La proposition seule était cruelle, et l’exécution impossible. Je protestai, j’implorai, rien n’y fit. Après une heure d’agonie, le dernier coup de cloche sonna, le temple se remplit et nous entrâmes. En voyant M. Filhol monter en chaire, j’avais espéré que, témoin de mes angoisses, il avait renoncé à me faire prêcher. Mais, quand il eut fini la partie liturgique du culte, il annonça qu’à la requête de plusieurs personnes, l’étudiant Coillard allait prêcher ; puis, descendant de chaire, il me fit un signe impératif et je montai comme un supplicié. Je pris pour texte Jacques.4.8-10.
Dieu me soutint.
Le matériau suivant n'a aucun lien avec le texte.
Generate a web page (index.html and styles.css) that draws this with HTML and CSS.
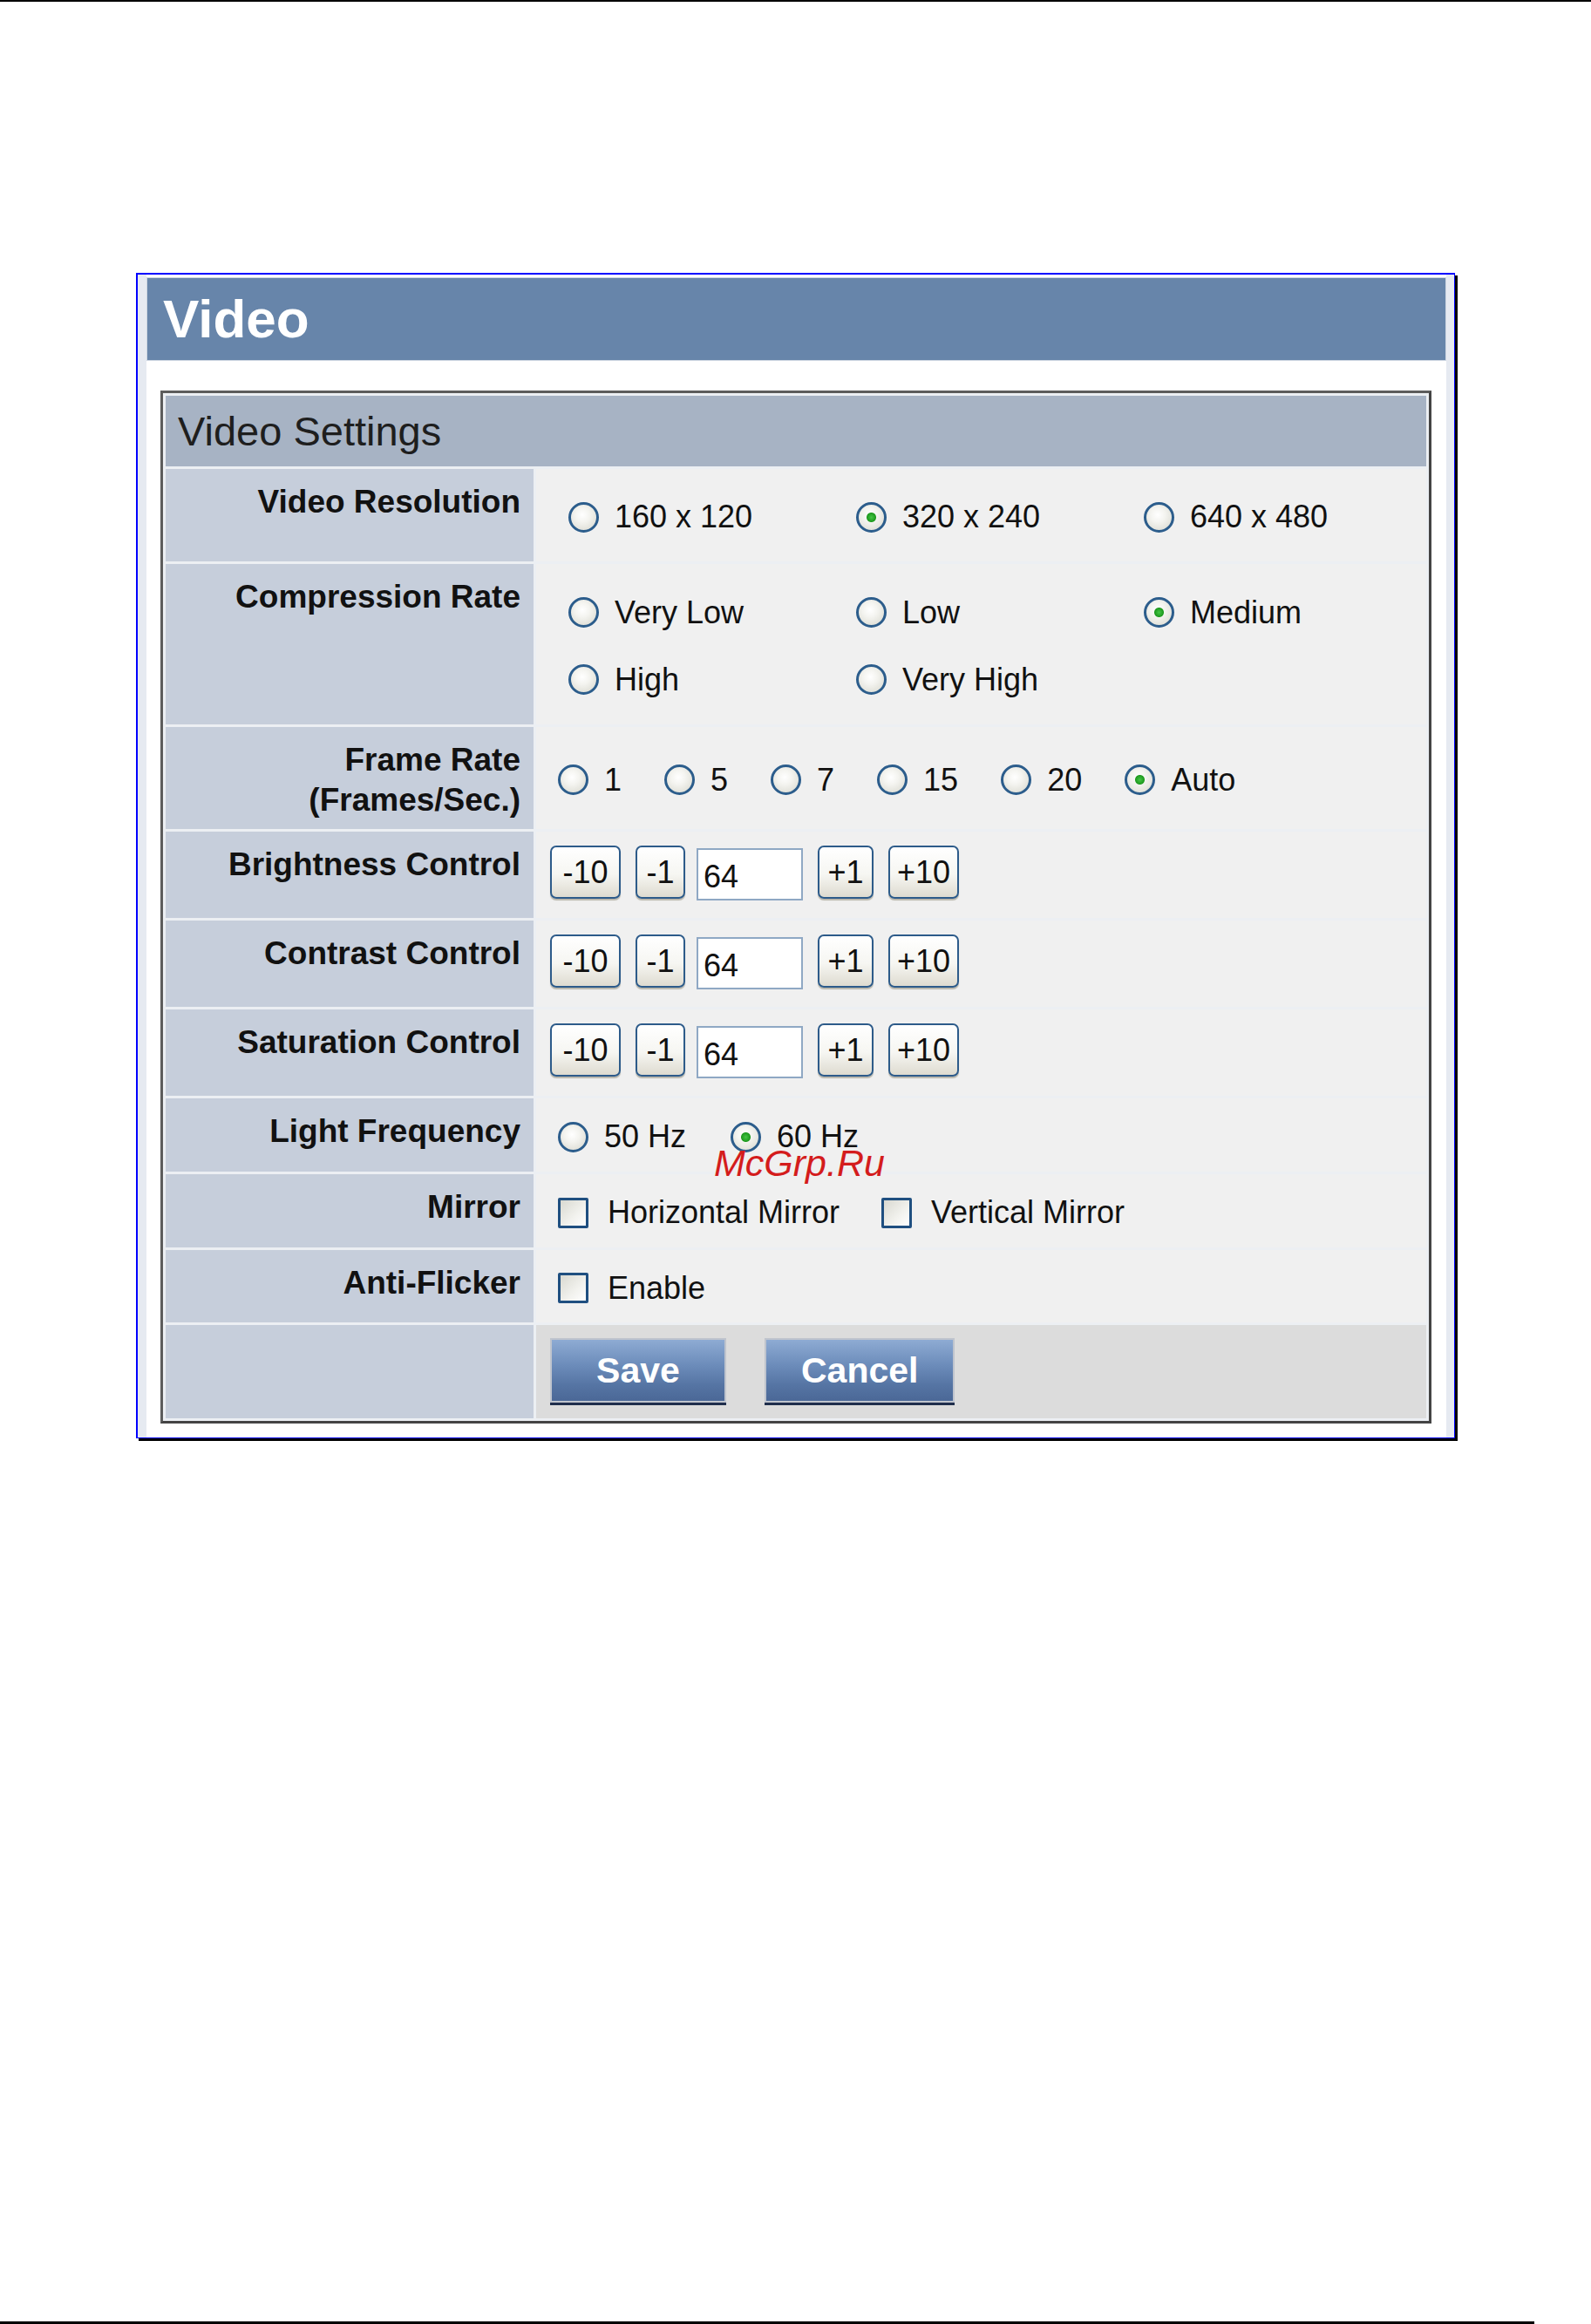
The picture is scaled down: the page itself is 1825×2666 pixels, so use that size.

Je descendis de chaire humilié, mais déterminé, maintenant que j’avais fait le premier pas, à me préparer consciencieusement pour une autre fois. Ma bonne mère était très émue et bénissait Dieu de lui avoir donné la joie de m’entendre prêcher pour la première fois ; ses ardents désirs étaient donc accomplis. Quoi qu’en pensassent mes auditeurs, M. Filhol critiqua sans merci ce discours ex tempore, et il y avait de quoi. Depuis lors, je prêchai tous les quinze jours et quelquefois plus souvent.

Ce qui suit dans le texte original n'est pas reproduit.